Hence, it deprives them from their life-granting element, their oxygen: sunlight and moonlight
and their motion. The agency that removed them from their intended place on the Parthenon
took away the regular periodic cycles of their motions. In effect, it suffocated them. It killed them.
Friezes and sculptures were meant to exist under a moving light source, generating their
absolutely essential dynamic moving shadows. They can only live on their Temples’ entablature.
Inside museums, they become fossilized remains of once living organisms. Removing the
Parthenon (and all other) Marbles from one Museum to put them into another simply isn’t the
line of life they need to come alive again. Other, far more architectonically bold actions are
needed, none better than installing them in situ in their originally intended location and position.
Conclusions and Suggestions for further Research
A number of conclusions can and have been reached from the analysis presented, and also some
suggestions can be derived regarding possible future research on the topics covered by this
paper. In terms of conclusions, central is the realization that shadows, in their multiple
manifestations, played a key, important and quite likely major role in the very design of Classical
Greek Temples. Their effect was anticipated and accounted for by the Temples’ architects, and it
was implanted in the Temples’ morphology. Shadows played in fact a pivotal role, not only in the
broader form and function of CGTs, as it was shown to be the case regarding the built-in entasis
characteristic of their superstructure, but also in the detailed iconography of their reliefs and
sculptures. Another important finding was the link discovered to exist between the shadows cast
by the Temples’ architrave onto their Southern side, at noontime during Equinox. This linkage is
shared by Stonehenge Phase 3 II. It is a link between CGTs and Neolithic monuments, the deepest
roots of Classical Greek Architecture. The paper also uncovered the roots of the Doric order
columns traced to the tombs at Beni Hassan, Egypt. It also traced the origins of Temples with
masonry colonnade construction to the Temples at Karnak, although the form proper of CGTs
can be traced to the Uruk Eanna District monuments.
In summary, intentional use of shadows rendered a periodic choreography to the otherwise
immobile structure of the Greek Temples and its various subcomponents. The element of motion,
a key achievement of Greek Art - which advanced reliefs and sculptures morphological
composition by incorporating a sense of movement in it, was accentuated by the theatrical role
cast-off and carry-on shadows’ dynamics added onto them. Detailed measurements of central
features of Greek Temples were needed and were collected for five selected Classical Greek
temples to specifically identify the impact of cast shadows by and to their superstructure.
Preliminary and initial comparative analysis was carried out, employing the obtained data, with
regards to these Temples’ vital statistics and key ratios (proportions in their aggregate design).

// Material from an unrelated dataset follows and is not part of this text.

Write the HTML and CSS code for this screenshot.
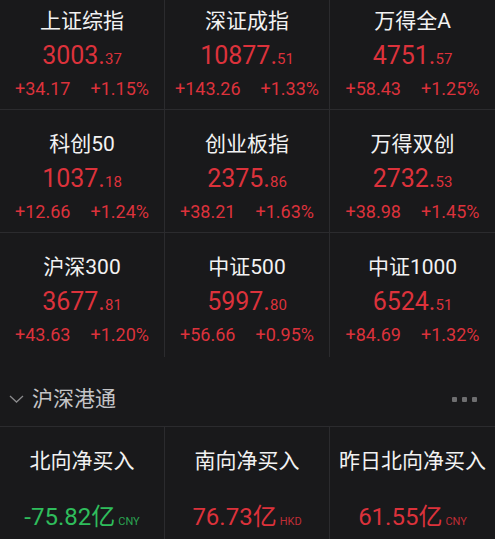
FILE: index.html
```html
<!DOCTYPE html>
<html lang="zh-CN">
<head>
  <meta charset="UTF-8">
  <title>行情概览</title>
  <link rel="stylesheet" href="styles.css">
</head>
<body>
  <div class="index-grid">
    <div class="cell">
      <div class="name">上证综指</div>
      <div class="price">3003.<small>37</small></div>
      <div class="change"><span>+34.17</span><span>+1.15%</span></div>
    </div>
    <div class="cell">
      <div class="name">深证成指</div>
      <div class="price">10877.<small>51</small></div>
      <div class="change"><span>+143.26</span><span>+1.33%</span></div>
    </div>
    <div class="cell">
      <div class="name">万得全A</div>
      <div class="price">4751.<small>57</small></div>
      <div class="change"><span>+58.43</span><span>+1.25%</span></div>
    </div>

    <div class="cell">
      <div class="name">科创50</div>
      <div class="price">1037.<small>18</small></div>
      <div class="change"><span>+12.66</span><span>+1.24%</span></div>
    </div>
    <div class="cell">
      <div class="name">创业板指</div>
      <div class="price">2375.<small>86</small></div>
      <div class="change"><span>+38.21</span><span>+1.63%</span></div>
    </div>
    <div class="cell">
      <div class="name">万得双创</div>
      <div class="price">2732.<small>53</small></div>
      <div class="change"><span>+38.98</span><span>+1.45%</span></div>
    </div>

    <div class="cell">
      <div class="name">沪深300</div>
      <div class="price">3677.<small>81</small></div>
      <div class="change"><span>+43.63</span><span>+1.20%</span></div>
    </div>
    <div class="cell">
      <div class="name">中证500</div>
      <div class="price">5997.<small>80</small></div>
      <div class="change"><span>+56.66</span><span>+0.95%</span></div>
    </div>
    <div class="cell">
      <div class="name">中证1000</div>
      <div class="price">6524.<small>51</small></div>
      <div class="change"><span>+84.69</span><span>+1.32%</span></div>
    </div>
  </div>

  <div class="section-head">
    <svg class="chevron" width="15" height="8" viewBox="0 0 15 8">
      <polyline points="1,1 7.5,7 14,1" fill="none" stroke="#8a8a8c" stroke-width="1.3"/>
    </svg>
    <span class="section-title">沪深港通</span>
    <div class="dots"><i></i><i></i><i></i></div>
  </div>

  <div class="flow-grid">
    <div class="flow">
      <div class="name">北向净买入</div>
      <div class="amount down">-75.82亿<small>CNY</small></div>
    </div>
    <div class="flow">
      <div class="name">南向净买入</div>
      <div class="amount up">76.73亿<small>HKD</small></div>
    </div>
    <div class="flow">
      <div class="name">昨日北向净买入</div>
      <div class="amount up">61.55亿<small>CNY</small></div>
    </div>
  </div>
</body>
</html>
```

FILE: styles.css
```css
body {
  margin: 0;
  background: #19191b;
  color: #f2f2f2;
  font-family: Roboto, "Noto Sans CJK SC", sans-serif;
  overflow: hidden;
}

/* index cards */
.index-grid {
  display: grid;
  grid-template-columns: repeat(3, 1fr);
  margin-top: -13px;
}

.cell {
  height: 123px;
  text-align: center;
  border-right: 1px solid #2b2b2e;
  border-bottom: 1px solid #2b2b2e;
  box-sizing: border-box;
}

.cell:nth-child(3n) {
  border-right: none;
}

.cell:nth-child(n+7) {
  border-bottom: none;
  height: 124px;
}

.name {
  padding-top: 20px;
  font-size: 21px;
  line-height: 28px;
  white-space: nowrap;
}

.price {
  margin-top: 6px;
  font-size: 25px;
  line-height: 30px;
  color: #dc323b;
}

.price small {
  font-size: 15px;
}

.change {
  margin-top: 3px;
  display: flex;
  justify-content: center;
  gap: 20px;
  font-size: 18px;
  line-height: 24px;
  color: #dc323b;
}

/* section header */
.section-head {
  display: flex;
  align-items: center;
  height: 70px;
  padding: 15px 18px 0 9px;
  box-sizing: border-box;
  border-bottom: 1px solid #2b2b2e;
}

.chevron {
  margin-right: 8px;
}

.section-title {
  font-size: 21px;
  line-height: 28px;
  color: #c4c4c6;
}

.dots {
  margin-left: auto;
  display: flex;
  gap: 5px;
}

.dots i {
  width: 5px;
  height: 5px;
  border-radius: 1px;
  background: #6e6e70;
}

/* connect flows */
.flow-grid {
  display: grid;
  grid-template-columns: repeat(3, 1fr);
}

.flow {
  height: 120px;
  text-align: center;
  border-right: 1px solid #2b2b2e;
  box-sizing: border-box;
}

.flow:last-child {
  border-right: none;
}

.amount {
  margin-top: 27px;
  font-size: 24px;
  line-height: 30px;
}

.amount small {
  margin-left: 3px;
  font-size: 11px;
  opacity: 0.85;
}

.up {
  color: #dc323b;
}

.down {
  color: #2fbd5c;
}
```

Numerous are the possible avenues for extending the work presented in this paper. Further work
regarding a more comprehensive review of the Temples’ multiple shadow effects (involving both
the entire Temple’s structure, as well as the specific shadow effects of their interacting, through
shadows, subcomponents (peristyle, cella and entablature) in their superstructure, is of course
central in these extensions. In addition, by selecting a random sample from the universe of
Classical Greek Temples, and then by deriving their vital statistics and key ratios, possibly
increasing the number of ratios considered, future research could supply a more holistic view of
CGTs than the one already obtained in this paper.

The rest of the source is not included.